Dr. Anna Bertiger: Yes, exactly.

Nic Fillingham: Got it. And so, let's talk about math. What is your path to Microsoft, because I know it heavily involves math? How did you get here? And maybe what other sort of interesting entries might be on your LinkedIn profile?

Dr. Anna Bertiger: So I got here by math, I guess. So, I come from academic mathematics. I have a PhD in math, and then I had a postdoctoral fellowship in the Department of Combinatorics and Optimization at the University of Waterloo in Waterloo, Ontario, Canada.

Nic Fillingham: Could you explain what that is, because I heard syllables that I understood, but not words?

Dr. Anna Bertiger: So that, is the Department unique to the University of Waterloo. So, Optimization is maximizing, minimizing type problems.

Nic Fillingham: Got it.

Dr. Anna Bertiger: And Combinatorics is a fancy word for counting things.

Nic Fillingham: Combinatorics?

Dr. Anna Bertiger: Yeah. Which you can do in fancy and complicated ways. And so, so that's what I did when I was not going to make mathematician is I counted things in fancy and complicated ways that told me interesting things frequently about geometry. And, then I decided that I wanted to see the impact of what I did in mathematics, in the real world, in a timeframe that I could see. And, not on the sort of like you think of beautiful thoughts, it's really lovely.

Dr. Anna Bertiger: It's a lot of fun. And, then hopefully someone uses them eventually. And so, I looked for jobs outside of academia and then one day a friend that Microsoft sent me a note that said, "If you like your job, that's great. But if you don't, my team wants to hire somebody with a PhD in Combinatorics." And I said, "That's me!" And so, it took a while I flew out for an interview, they asked me lots of questions. I, when I'm interviewing for a job, I evaluate how cool the job is by how cool the questions they ask me are. They ask me interesting questions, that's a good sign. If they ask me boring questions, maybe I don't want to work there.

Nic Fillingham: Do you remember any of the interesting questions? Anything stick out?

Dr. Anna Bertiger: Yeah. So they asked me that team was involved in the anti-credit card fraud system at Microsoft. So, someone is typing your credit card number into Microsoft's website. Are you going to call up and say, that was fraud? If the answer is yes, we don't want to, we don't want to complete that sale. If the answer is no, then we would like your money. And so, they asked me a bunch of questions about how you get the right data for, for credit card fraud. So like how, how do you know, how do you get a bunch of labeled data for credit card fraud that says this is fraud, this isn't fraud.

Natalia Godyla: Was there something that drew you to the cybersecurity industry? When your friends showed you this job, did you see security and go, "Yeah, that's cool."

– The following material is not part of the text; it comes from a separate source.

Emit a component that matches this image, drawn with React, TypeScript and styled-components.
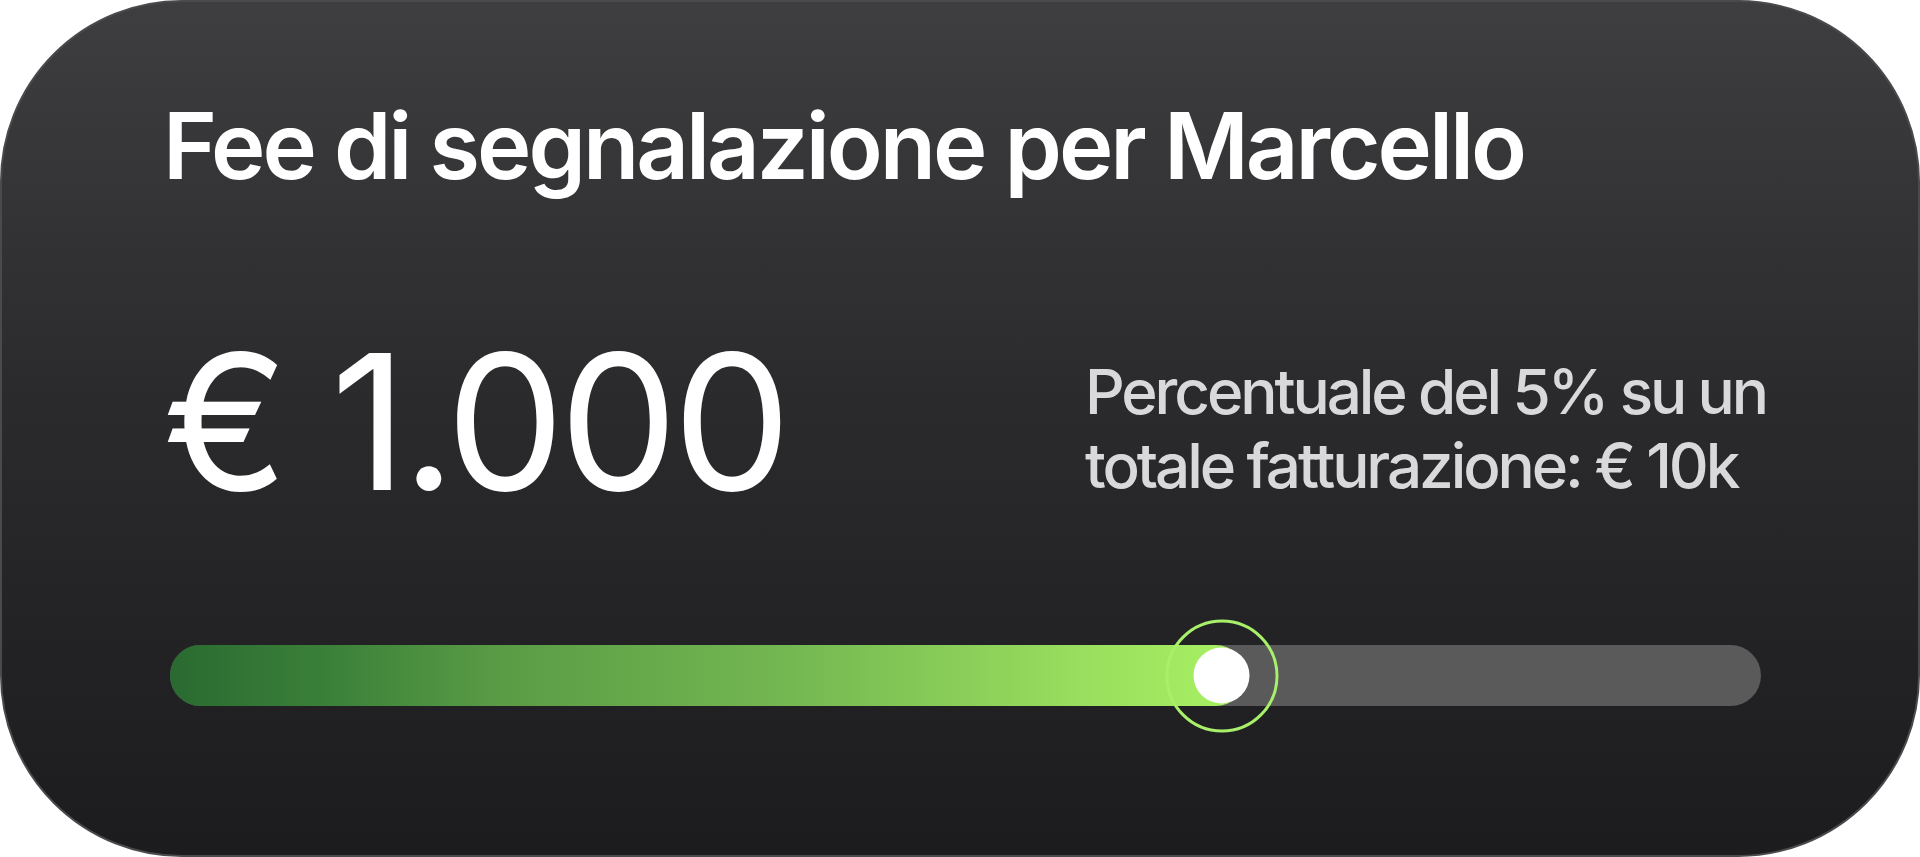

Dr. Anna Bertiger: So, I didn't actually see security in that job. Like that team didn't only work on fraud. We worked on, we also worked on a bunch of marketing related problems, but I really loved the fraud, related problems. I really loved the adversarial problems. I, I like having an adversary. I view it as this like comforting, friendly thing that like you solve the problem. Don't worry. They'll make you a new one.

Nic Fillingham: Haha.

Dr. Anna Bertiger: It's true.

Nic Fillingham: So, hang on so, you, you go to bed at night, and sleep soundly knowing that there are more villains out there?

Dr. Anna Bertiger: I mean, I would kind of like to get rid of all the villains, but also like they're building me some really cool problems.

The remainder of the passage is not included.